Write the data out again exactly, with no pictures.

******************************

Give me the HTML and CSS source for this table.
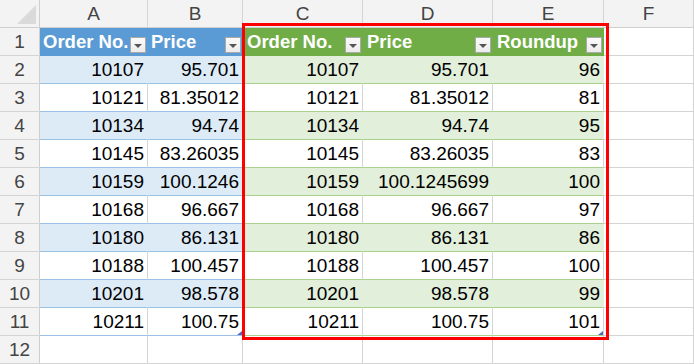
FILE: index.html
```html
<!DOCTYPE html>
<html lang="en">
<head>
  <meta charset="UTF-8" />
  <title>Roundup - Sheet1</title>
  <link rel="stylesheet" href="styles.css">
</head>
<body>
  <div class="sheet">
    <!-- column headers -->
    <div class="corner">
      <svg width="40" height="28" viewBox="0 0 40 28"><polygon points="36,5 36,24 17,24" fill="#dadada"/></svg>
    </div>
    <div class="hd">A</div>
    <div class="hd">B</div>
    <div class="hd">C</div>
    <div class="hd">D</div>
    <div class="hd">E</div>
    <div class="hd">F</div>

    <!-- row 1: table headers -->
    <div class="rh">1</div>
    <div class="c b-head">Order No.<span class="flt"></span></div>
    <div class="c b-head">Price<span class="flt"></span></div>
    <div class="c g-head">Order No.<span class="flt"></span></div>
    <div class="c g-head">Price<span class="flt"></span></div>
    <div class="c g-head">Roundup<span class="flt"></span></div>
    <div class="c"></div>

    <div class="rh">2</div>
    <div class="c num b-band">10107</div>
    <div class="c num b-band">95.701</div>
    <div class="c num g-band">10107</div>
    <div class="c num g-band">95.701</div>
    <div class="c num g-band">96</div>
    <div class="c"></div>

    <div class="rh">3</div>
    <div class="c num b-plain">10121</div>
    <div class="c num b-plain">81.35012</div>
    <div class="c num g-plain">10121</div>
    <div class="c num g-plain">81.35012</div>
    <div class="c num g-plain">81</div>
    <div class="c"></div>

    <div class="rh">4</div>
    <div class="c num b-band">10134</div>
    <div class="c num b-band">94.74</div>
    <div class="c num g-band">10134</div>
    <div class="c num g-band">94.74</div>
    <div class="c num g-band">95</div>
    <div class="c"></div>

    <div class="rh">5</div>
    <div class="c num b-plain">10145</div>
    <div class="c num b-plain">83.26035</div>
    <div class="c num g-plain">10145</div>
    <div class="c num g-plain">83.26035</div>
    <div class="c num g-plain">83</div>
    <div class="c"></div>

    <div class="rh">6</div>
    <div class="c num b-band">10159</div>
    <div class="c num b-band">100.1246</div>
    <div class="c num g-band">10159</div>
    <div class="c num g-band">100.1245699</div>
    <div class="c num g-band">100</div>
    <div class="c"></div>

    <div class="rh">7</div>
    <div class="c num b-plain">10168</div>
    <div class="c num b-plain">96.667</div>
    <div class="c num g-plain">10168</div>
    <div class="c num g-plain">96.667</div>
    <div class="c num g-plain">97</div>
    <div class="c"></div>

    <div class="rh">8</div>
    <div class="c num b-band">10180</div>
    <div class="c num b-band">86.131</div>
    <div class="c num g-band">10180</div>
    <div class="c num g-band">86.131</div>
    <div class="c num g-band">86</div>
    <div class="c"></div>

    <div class="rh">9</div>
    <div class="c num b-plain">10188</div>
    <div class="c num b-plain">100.457</div>
    <div class="c num g-plain">10188</div>
    <div class="c num g-plain">100.457</div>
    <div class="c num g-plain">100</div>
    <div class="c"></div>

    <div class="rh">10</div>
    <div class="c num b-band">10201</div>
    <div class="c num b-band">98.578</div>
    <div class="c num g-band">10201</div>
    <div class="c num g-band">98.578</div>
    <div class="c num g-band">99</div>
    <div class="c"></div>

    <div class="rh">11</div>
    <div class="c num b-plain">10211</div>
    <div class="c num b-plain">100.75<span class="handle"></span></div>
    <div class="c num g-plain">10211</div>
    <div class="c num g-plain">100.75</div>
    <div class="c num g-plain">101<span class="handle"></span></div>
    <div class="c"></div>

    <div class="rh">12</div>
    <div class="c"></div>
    <div class="c"></div>
    <div class="c"></div>
    <div class="c"></div>
    <div class="c"></div>
    <div class="c"></div>

    <!-- highlight around the green table -->
    <div class="mark"></div>
  </div>
</body>
</html>
```

FILE: styles.css
```css
:root {
  --grid: #d4d4d4;
  --head-bg: #f3f3f3;
  --head-line: #cfcfcf;
  --blue: #5b9bd5;
  --blue-band: #ddebf7;
  --blue-line: #9bc2e6;
  --green: #70ad47;
  --green-band: #e2efda;
  --green-line: #a9d08e;
}

* {
  box-sizing: border-box;
  margin: 0;
  padding: 0;
}

body {
  background: #fff;
  font-family: "Liberation Sans", Arial, sans-serif;
  overflow: hidden;
}

.sheet {
  position: relative;
  display: grid;
  grid-template-columns: 40px 108px 95px 120px 130px 111px 90px;
  grid-auto-rows: 28px;
  width: 694px;
  font-size: 19px;
  color: #000;
}

.corner {
  background: var(--head-bg);
  border-right: 1px solid var(--head-line);
  border-bottom: 1px solid var(--head-line);
}

.corner svg {
  display: block;
}

.hd {
  background: var(--head-bg);
  border-right: 1px solid var(--grid);
  border-bottom: 1px solid var(--head-line);
  color: #444;
  text-align: center;
  line-height: 27px;
}

.rh {
  background: var(--head-bg);
  border-right: 1px solid var(--head-line);
  border-bottom: 1px solid var(--grid);
  color: #444;
  text-align: center;
  line-height: 28px;
}

.c {
  position: relative;
  background: #fff;
  border-right: 1px solid var(--grid);
  border-bottom: 1px solid var(--grid);
  padding: 0 3px;
  line-height: 28px;
  white-space: nowrap;
  overflow: hidden;
}

.num {
  text-align: right;
}

/* table header cells */
.b-head,
.g-head {
  display: flex;
  align-items: flex-start;
  justify-content: space-between;
  padding: 0 1px 0 3px;
  color: #fff;
  font-weight: bold;
  font-size: 18.5px;
}

.b-head {
  background: var(--blue);
  border-right-color: var(--blue);
  border-bottom-color: var(--blue);
}

.g-head {
  background: var(--green);
  border-right-color: var(--green);
  border-bottom-color: var(--green);
  padding-left: 4px;
}

.b-band {
  background: var(--blue-band);
  border-right-color: var(--blue-band);
  border-bottom-color: var(--blue-line);
}

.b-plain {
  border-bottom-color: var(--blue-line);
}

.g-band {
  background: var(--green-band);
  border-right-color: var(--green-band);
  border-bottom-color: var(--green-line);
}

.g-plain {
  border-bottom-color: var(--green-line);
}

/* filter dropdown button */
.flt {
  position: relative;
  flex: none;
  width: 16px;
  height: 16px;
  margin-top: 9px;
  border: 1px solid #a9a9a9;
  background: linear-gradient(#fafafa, #ececec);
}

.flt::after {
  content: "";
  position: absolute;
  left: 3px;
  top: 6px;
  border-left: 4px solid transparent;
  border-right: 4px solid transparent;
  border-top: 4px solid #555;
}

/* table resize handle */
.handle {
  position: absolute;
  right: 0;
  bottom: 0;
  width: 5px;
  height: 4px;
  background: #4f64c0;
  clip-path: polygon(100% 0, 100% 100%, 0 100%);
}

.mark {
  position: absolute;
  left: 242px;
  top: 23px;
  width: 367px;
  height: 317px;
  border: 3px solid #f00;
  pointer-events: none;
}
```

******************************

§ **TASK OUTPUT**
Give me the HTML and CSS source for this table.
FILE: index.html
```html
<!DOCTYPE html>
<html lang="en">
<head>
  <meta charset="UTF-8" />
  <title>Roundup - Sheet1</title>
  <link rel="stylesheet" href="styles.css">
</head>
<body>
  <div class="sheet">
    <!-- column headers -->
    <div class="corner">
      <svg width="40" height="28" viewBox="0 0 40 28"><polygon points="36,5 36,24 17,24" fill="#dadada"/></svg>
    </div>
    <div class="hd">A</div>
    <div class="hd">B</div>
    <div class="hd">C</div>
    <div class="hd">D</div>
    <div class="hd">E</div>
    <div class="hd">F</div>

    <!-- row 1: table headers -->
    <div class="rh">1</div>
    <div class="c b-head">Order No.<span class="flt"></span></div>
    <div class="c b-head">Price<span class="flt"></span></div>
    <div class="c g-head">Order No.<span class="flt"></span></div>
    <div class="c g-head">Price<span class="flt"></span></div>
    <div class="c g-head">Roundup<span class="flt"></span></div>
    <div class="c"></div>

    <div class="rh">2</div>
    <div class="c num b-band">10107</div>
    <div class="c num b-band">95.701</div>
    <div class="c num g-band">10107</div>
    <div class="c num g-band">95.701</div>
    <div class="c num g-band">96</div>
    <div class="c"></div>

    <div class="rh">3</div>
    <div class="c num b-plain">10121</div>
    <div class="c num b-plain">81.35012</div>
    <div class="c num g-plain">10121</div>
    <div class="c num g-plain">81.35012</div>
    <div class="c num g-plain">81</div>
    <div class="c"></div>

    <div class="rh">4</div>
    <div class="c num b-band">10134</div>
    <div class="c num b-band">94.74</div>
    <div class="c num g-band">10134</div>
    <div class="c num g-band">94.74</div>
    <div class="c num g-band">95</div>
    <div class="c"></div>

    <div class="rh">5</div>
    <div class="c num b-plain">10145</div>
    <div class="c num b-plain">83.26035</div>
    <div class="c num g-plain">10145</div>
    <div class="c num g-plain">83.26035</div>
    <div class="c num g-plain">83</div>
    <div class="c"></div>

    <div class="rh">6</div>
    <div class="c num b-band">10159</div>
    <div class="c num b-band">100.1246</div>
    <div class="c num g-band">10159</div>
    <div class="c num g-band">100.1245699</div>
    <div class="c num g-band">100</div>
    <div class="c"></div>

    <div class="rh">7</div>
    <div class="c num b-plain">10168</div>
    <div class="c num b-plain">96.667</div>
    <div class="c num g-plain">10168</div>
    <div class="c num g-plain">96.667</div>
    <div class="c num g-plain">97</div>
    <div class="c"></div>

    <div class="rh">8</div>
    <div class="c num b-band">10180</div>
    <div class="c num b-band">86.131</div>
    <div class="c num g-band">10180</div>
    <div class="c num g-band">86.131</div>
    <div class="c num g-band">86</div>
    <div class="c"></div>

    <div class="rh">9</div>
    <div class="c num b-plain">10188</div>
    <div class="c num b-plain">100.457</div>
    <div class="c num g-plain">10188</div>
    <div class="c num g-plain">100.457</div>
    <div class="c num g-plain">100</div>
    <div class="c"></div>

    <div class="rh">10</div>
    <div class="c num b-band">10201</div>
    <div class="c num b-band">98.578</div>
    <div class="c num g-band">10201</div>
    <div class="c num g-band">98.578</div>
    <div class="c num g-band">99</div>
    <div class="c"></div>

    <div class="rh">11</div>
    <div class="c num b-plain">10211</div>
    <div class="c num b-plain">100.75<span class="handle"></span></div>
    <div class="c num g-plain">10211</div>
    <div class="c num g-plain">100.75</div>
    <div class="c num g-plain">101<span class="handle"></span></div>
    <div class="c"></div>

    <div class="rh">12</div>
    <div class="c"></div>
    <div class="c"></div>
    <div class="c"></div>
    <div class="c"></div>
    <div class="c"></div>
    <div class="c"></div>

    <!-- highlight around the green table -->
    <div class="mark"></div>
  </div>
</body>
</html>
```

FILE: styles.css
```css
:root {
  --grid: #d4d4d4;
  --head-bg: #f3f3f3;
  --head-line: #cfcfcf;
  --blue: #5b9bd5;
  --blue-band: #ddebf7;
  --blue-line: #9bc2e6;
  --green: #70ad47;
  --green-band: #e2efda;
  --green-line: #a9d08e;
}

* {
  box-sizing: border-box;
  margin: 0;
  padding: 0;
}

body {
  background: #fff;
  font-family: "Liberation Sans", Arial, sans-serif;
  overflow: hidden;
}

.sheet {
  position: relative;
  display: grid;
  grid-template-columns: 40px 108px 95px 120px 130px 111px 90px;
  grid-auto-rows: 28px;
  width: 694px;
  font-size: 19px;
  color: #000;
}

.corner {
  background: var(--head-bg);
  border-right: 1px solid var(--head-line);
  border-bottom: 1px solid var(--head-line);
}

.corner svg {
  display: block;
}

.hd {
  background: var(--head-bg);
  border-right: 1px solid var(--grid);
  border-bottom: 1px solid var(--head-line);
  color: #444;
  text-align: center;
  line-height: 27px;
}

.rh {
  background: var(--head-bg);
  border-right: 1px solid var(--head-line);
  border-bottom: 1px solid var(--grid);
  color: #444;
  text-align: center;
  line-height: 28px;
}

.c {
  position: relative;
  background: #fff;
  border-right: 1px solid var(--grid);
  border-bottom: 1px solid var(--grid);
  padding: 0 3px;
  line-height: 28px;
  white-space: nowrap;
  overflow: hidden;
}

.num {
  text-align: right;
}

/* table header cells */
.b-head,
.g-head {
  display: flex;
  align-items: flex-start;
  justify-content: space-between;
  padding: 0 1px 0 3px;
  color: #fff;
  font-weight: bold;
  font-size: 18.5px;
}

.b-head {
  background: var(--blue);
  border-right-color: var(--blue);
  border-bottom-color: var(--blue);
}

.g-head {
  background: var(--green);
  border-right-color: var(--green);
  border-bottom-color: var(--green);
  padding-left: 4px;
}

.b-band {
  background: var(--blue-band);
  border-right-color: var(--blue-band);
  border-bottom-color: var(--blue-line);
}

.b-plain {
  border-bottom-color: var(--blue-line);
}

.g-band {
  background: var(--green-band);
  border-right-color: var(--green-band);
  border-bottom-color: var(--green-line);
}

.g-plain {
  border-bottom-color: var(--green-line);
}

/* filter dropdown button */
.flt {
  position: relative;
  flex: none;
  width: 16px;
  height: 16px;
  margin-top: 9px;
  border: 1px solid #a9a9a9;
  background: linear-gradient(#fafafa, #ececec);
}

.flt::after {
  content: "";
  position: absolute;
  left: 3px;
  top: 6px;
  border-left: 4px solid transparent;
  border-right: 4px solid transparent;
  border-top: 4px solid #555;
}

/* table resize handle */
.handle {
  position: absolute;
  right: 0;
  bottom: 0;
  width: 5px;
  height: 4px;
  background: #4f64c0;
  clip-path: polygon(100% 0, 100% 100%, 0 100%);
}

.mark {
  position: absolute;
  left: 242px;
  top: 23px;
  width: 367px;
  height: 317px;
  border: 3px solid #f00;
  pointer-events: none;
}
```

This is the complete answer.